Episódio evangélico dominical
Domingo passado a passeata passou de boa. Foi depois do almoço, hora em que geralmente a cidade cochila. Havia uns vinte fiéis em procissão, entusiasmados e enfileirados, sob um calor de mais ou menos quarenta graus. No entanto, na companhia de um líder episcopal, a discursar em voz estridente e evangélica, multiplicavam-se em centenas. Todos esses evangélicos, me parece, conforme entrevi nos sermões, tinham como missão evangelizar os católicos e excomungar os descrentes.
Estirado no piso de casa, estava quase cochilando, e eis que a comitiva chegou, sem cerimônia e aos berros. Confesso que não fiquei de boa. Mas era domingo, e indispor-se depois da sesta é desaconselhável. Assim, deixei-me convencer da necessidade da passeata e dos sermões. E até atendi uma das missionárias que veio me trazer um jornal da seita e perguntar se eu aceitava Jesus como meu único salvador. Entregou-me o jornal, ignorando inteiramente se eu sabia ou não ler.
A missionária parecia não se importar em saber se eu conhecia o alfabeto, mas estava evidentemente preocupada em me convencer a aceitar Jesus como meu único salvador. Recusei o jornal, fato que contribuiu para início de contradição entre mim e a missionária. Ela quis saber o motivo da recusa; disse-lhe ser analfabeto. Ela não acreditou.

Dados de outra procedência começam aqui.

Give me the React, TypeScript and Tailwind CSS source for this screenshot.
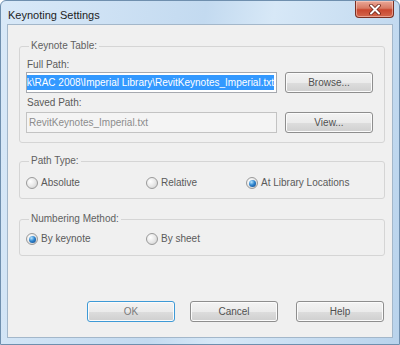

— Você não parece analfabeto, contestou.
Perguntei-lhe como ela havia chegado a essa conclusão. Ela ignorou a dúvida, e insistiu na pergunta:
— Você aceita Jesus como seu único salvador?
— Se Jesus aceitar não dizimistas, aqui estou eu, respondi-lhe.
A resposta desagradou grandemente à pregadora, que me fez ouvir um sermão a respeito da utilidade e necessidade do dízimo na contemporaneidade e antiguidade. A apresentação durou uns dez minutos, e confesso que não dormi durante a exposição, apesar dos cochilos, que desagradaram grandemente à pregadora. A missionária, diante de minha manifesta desatenção, finalmente me perguntou:
— Estou lhe incomodando?
— Não.
Minha resposta monossilábica não a convenceu e, de súbito, virou-me as costas e foi a casa vizinha reiniciar o interrogatório episcopal com outro citadino, quem sabe até alfabetizado.
Esse episódio evangélico dominical me deixou saudoso da época em que o carro do ovo passava na rua, embalado na sinfonia: “Olha carro ovo do passando na sua rua, freguesa.” Gosto do pessoal do carro do ovo. Gente prática e de poucas palavras, que não escolhe freguês por opção religiosa nem condição financeira. Tampouco sai perguntando a seus clientes se eles aceitam Jesus como seu único salvador. Saudade dessa comitiva alimentícia e redentora.